Data section »
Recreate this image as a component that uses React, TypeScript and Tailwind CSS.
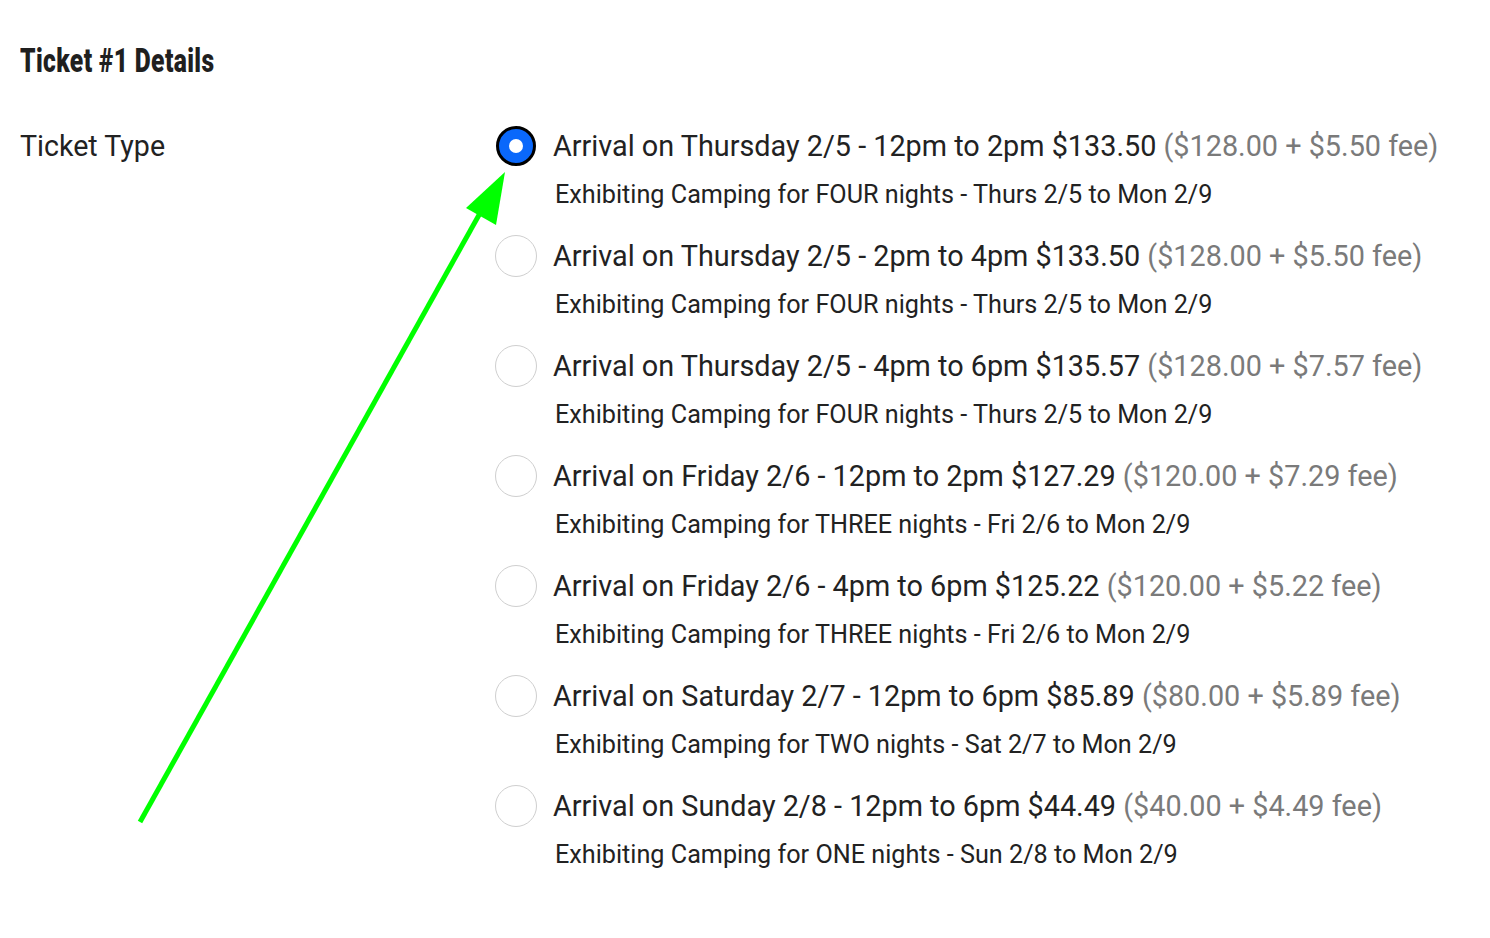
import React from "react";

const options = [
  { main: "Arrival on Thursday 2/5 - 12pm to 2pm $133.50", fee: "($128.00 + $5.50 fee)", sub: "Exhibiting Camping for FOUR nights - Thurs 2/5 to Mon 2/9" },
  { main: "Arrival on Thursday 2/5 - 2pm to 4pm $133.50", fee: "($128.00 + $5.50 fee)", sub: "Exhibiting Camping for FOUR nights - Thurs 2/5 to Mon 2/9" },
  { main: "Arrival on Thursday 2/5 - 4pm to 6pm $135.57", fee: "($128.00 + $7.57 fee)", sub: "Exhibiting Camping for FOUR nights - Thurs 2/5 to Mon 2/9" },
  { main: "Arrival on Friday 2/6 - 12pm to 2pm $127.29", fee: "($120.00 + $7.29 fee)", sub: "Exhibiting Camping for THREE nights - Fri 2/6 to Mon 2/9" },
  { main: "Arrival on Friday 2/6 - 4pm to 6pm $125.22", fee: "($120.00 + $5.22 fee)", sub: "Exhibiting Camping for THREE nights - Fri 2/6 to Mon 2/9" },
  { main: "Arrival on Saturday 2/7 - 12pm to 6pm $85.89", fee: "($80.00 + $5.89 fee)", sub: "Exhibiting Camping for TWO nights - Sat 2/7 to Mon 2/9" },
  { main: "Arrival on Sunday 2/8 - 12pm to 6pm $44.49", fee: "($40.00 + $4.49 fee)", sub: "Exhibiting Camping for ONE nights - Sun 2/8 to Mon 2/9" },
];

export default function App() {
  return (
    <div className="relative w-[1490px] h-[938px] bg-white text-[#222] font-['Roboto',sans-serif]">
      <div className="pl-5 pt-[40px]">
        <h2 className="h-[40px] text-[34px] leading-[40px] font-black text-[#1f1f1f] font-['Roboto',sans-serif] whitespace-nowrap">
          <span className="inline-block origin-left scale-x-[0.725] tracking-[0.5px]">Ticket #1 Details</span>
        </h2>
        <div className="flex mt-[45px]">
          <div className="w-[475px] text-[28.6px] leading-[42px]">Ticket Type</div>
          <div className="flex flex-col gap-[23px]">
            {options.map((o, i) => (
              <label key={i} className="flex items-start gap-4">
                {i === 0 ? (
                  <span className="w-[40px] h-[40px] m-[1px] rounded-full border-[3px] border-black bg-[#0a68fb] flex items-center justify-center shrink-0">
                    <span className="w-[14px] h-[14px] rounded-full bg-white" />
                  </span>
                ) : (
                  <span className="w-[42px] h-[42px] rounded-full border border-[#cfcfcf] bg-white shrink-0" />
                )}
                <div className="flex flex-col">
                  <div className="text-[28.8px] leading-[42px] whitespace-nowrap">
                    {o.main} <span className="text-[#7a7a7a]">{o.fee}</span>
                  </div>
                  <div className="text-[25.2px] leading-[34px] mt-[11px] pl-[2px] whitespace-nowrap">{o.sub}</div>
                </div>
              </label>
            ))}
          </div>
        </div>
      </div>
      <svg className="absolute left-0 top-0 pointer-events-none" width="1490" height="938">
        <line x1="140" y1="822" x2="484" y2="206" stroke="#00ff00" strokeWidth="5" />
        <polygon points="505,172 496,225 466,208" fill="#00ff00" />
      </svg>
    </div>
  );
}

Given exercise » Extract every line of the data exactly; pictures stay out.

Task result »
Recreate this image as a component that uses React, TypeScript and Tailwind CSS.
import React from "react";

const options = [
  { main: "Arrival on Thursday 2/5 - 12pm to 2pm $133.50", fee: "($128.00 + $5.50 fee)", sub: "Exhibiting Camping for FOUR nights - Thurs 2/5 to Mon 2/9" },
  { main: "Arrival on Thursday 2/5 - 2pm to 4pm $133.50", fee: "($128.00 + $5.50 fee)", sub: "Exhibiting Camping for FOUR nights - Thurs 2/5 to Mon 2/9" },
  { main: "Arrival on Thursday 2/5 - 4pm to 6pm $135.57", fee: "($128.00 + $7.57 fee)", sub: "Exhibiting Camping for FOUR nights - Thurs 2/5 to Mon 2/9" },
  { main: "Arrival on Friday 2/6 - 12pm to 2pm $127.29", fee: "($120.00 + $7.29 fee)", sub: "Exhibiting Camping for THREE nights - Fri 2/6 to Mon 2/9" },
  { main: "Arrival on Friday 2/6 - 4pm to 6pm $125.22", fee: "($120.00 + $5.22 fee)", sub: "Exhibiting Camping for THREE nights - Fri 2/6 to Mon 2/9" },
  { main: "Arrival on Saturday 2/7 - 12pm to 6pm $85.89", fee: "($80.00 + $5.89 fee)", sub: "Exhibiting Camping for TWO nights - Sat 2/7 to Mon 2/9" },
  { main: "Arrival on Sunday 2/8 - 12pm to 6pm $44.49", fee: "($40.00 + $4.49 fee)", sub: "Exhibiting Camping for ONE nights - Sun 2/8 to Mon 2/9" },
];

export default function App() {
  return (
    <div className="relative w-[1490px] h-[938px] bg-white text-[#222] font-['Roboto',sans-serif]">
      <div className="pl-5 pt-[40px]">
        <h2 className="h-[40px] text-[34px] leading-[40px] font-black text-[#1f1f1f] font-['Roboto',sans-serif] whitespace-nowrap">
          <span className="inline-block origin-left scale-x-[0.725] tracking-[0.5px]">Ticket #1 Details</span>
        </h2>
        <div className="flex mt-[45px]">
          <div className="w-[475px] text-[28.6px] leading-[42px]">Ticket Type</div>
          <div className="flex flex-col gap-[23px]">
            {options.map((o, i) => (
              <label key={i} className="flex items-start gap-4">
                {i === 0 ? (
                  <span className="w-[40px] h-[40px] m-[1px] rounded-full border-[3px] border-black bg-[#0a68fb] flex items-center justify-center shrink-0">
                    <span className="w-[14px] h-[14px] rounded-full bg-white" />
                  </span>
                ) : (
                  <span className="w-[42px] h-[42px] rounded-full border border-[#cfcfcf] bg-white shrink-0" />
                )}
                <div className="flex flex-col">
                  <div className="text-[28.8px] leading-[42px] whitespace-nowrap">
                    {o.main} <span className="text-[#7a7a7a]">{o.fee}</span>
                  </div>
                  <div className="text-[25.2px] leading-[34px] mt-[11px] pl-[2px] whitespace-nowrap">{o.sub}</div>
                </div>
              </label>
            ))}
          </div>
        </div>
      </div>
      <svg className="absolute left-0 top-0 pointer-events-none" width="1490" height="938">
        <line x1="140" y1="822" x2="484" y2="206" stroke="#00ff00" strokeWidth="5" />
        <polygon points="505,172 496,225 466,208" fill="#00ff00" />
      </svg>
    </div>
  );
}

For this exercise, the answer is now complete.